Ukraine will now pay about $230 per thousand cubic meters, something that energy experts see as closer to the market price it should have been paying from the start. Still, it’s being touted by both sides as a significant discount.
“Any price for any commodity includes a commercial, political and geostrategic cost in it,” said Nikonov. “In big deals you cannot distinguish this. Everything is interrelated.”
That’s a different tune than the Kremlin was singing during the disputes that led to gas cut-offs in Europe — New Year’s 2006, 2008 and 2009. Then, it even summoned the promotion skills of top New York and Brussels public relations firms in order to get its message — that the dispute was a market issue — across. Their favorite tactic was pointing out that even at the height of the Cold War, Russia never cut energy supplies to Europe. Nonetheless, the disputes severely damaged Russia’s reputation as a reliable energy supplier.
“This puts politics back at the heart of the Russian-Ukrainian gas relationship,” said a source focusing on energy at an international organization. “While this releases some of the pressure on Ukraine, it doesn’t address some of the key Ukrainian gas vulnerabilities.” Inefficient pricing, reliance on Russia’s lifting of an export duty (which can be reinstated at any time), and industrial waste all continue to wreak havoc on Ukraine’s domestic gas industry and, thus, its economy.
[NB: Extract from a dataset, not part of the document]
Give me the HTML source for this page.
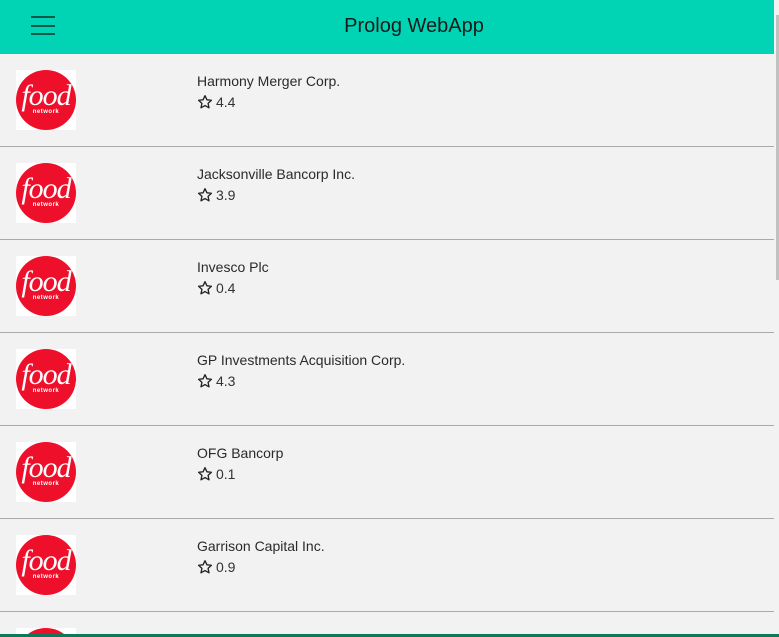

Some Russian analysts say the deal, in exposing Russia’s true motivations, will add, rather than subtract, from its credibility with global partners. “For the first time, Russia is very transparent in terms of its intentions,” said Lukyanov.
Speaking to his cabinet last week, Russian Prime Minister Vladimir Putin said as much. The agreement, he said, was “a qualitative breakthrough in bilateral relations.”
“And money is not the key point here at all,” Putin said. “The key thing is ultimately … the relationship of trust, the understanding of common interests and historical goals and the feeling of fellowship.”